- TÜRKLER’İ ASALAKLAŞTIRMA, UYUŞTURMA ÇALIŞMALARINA DİKKAT EDİLMELİ!..
Öncelikle "ezberci eğitim" vererek başladılar. Ardından ezberci eğitim ile büyütülen nesiller, üretemeyen ve sadece tüketen bireyler oldular. Sürekli olarak tüketmeye alıştırılmış bireylerden teşkil eden toplumu düşünebilir misiniz!..
Bu eğitim tarzının yıkıcı etkilerini hesaplamak kimlerin görevidir?
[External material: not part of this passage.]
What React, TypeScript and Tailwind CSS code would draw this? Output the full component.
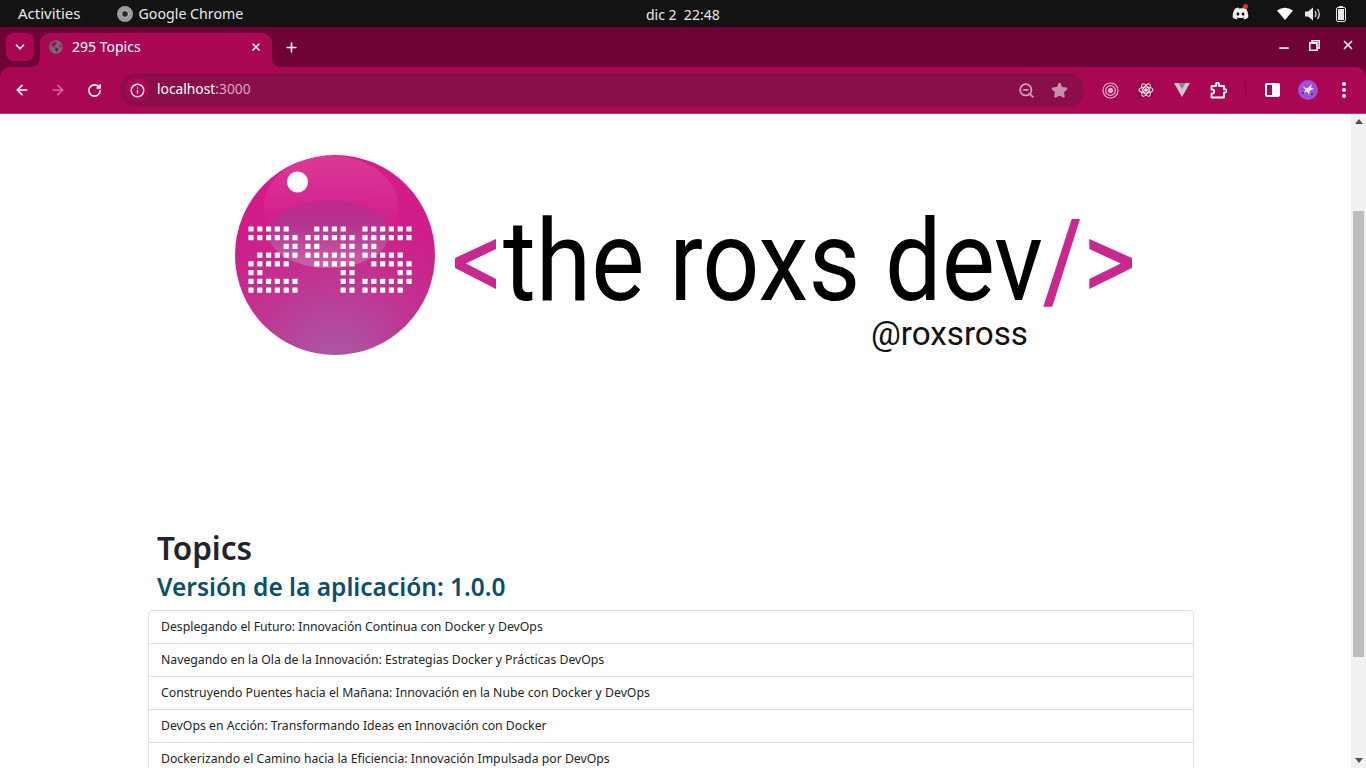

Bunu da bir tarafa not edelim…
Uzun yıllar Ortadoğu coğrafyasında ticari faaliyetlerde bulunmam hasebi ile coğrafyanın sosyal yapısını da inceleme fırsatı bulduğumu belirtmeliyim.
En yakın örnek olarak değerlendirilmesi gereken “Irak” Saddam Hüseyin ve uyguladığı asalaklaştırma ve dahi uyuşturma girişimleri bilindiği için hakkında çokça konuşmaya gerek yoktur.
Çünkü;
Petrol ürünlerinin satışı ile elde edilen gelirden, ailelerin ihtiyacı olan (Yağ-Şeker-Çay-Un-vb.) temel tüketim ürünlerinin aylık olarak bedavadan temin edilmesi, zamanla tüm toplumu tembelleştirerek asalaklaşma ve uyuşma noktasında bağımlı duruma getirmişti.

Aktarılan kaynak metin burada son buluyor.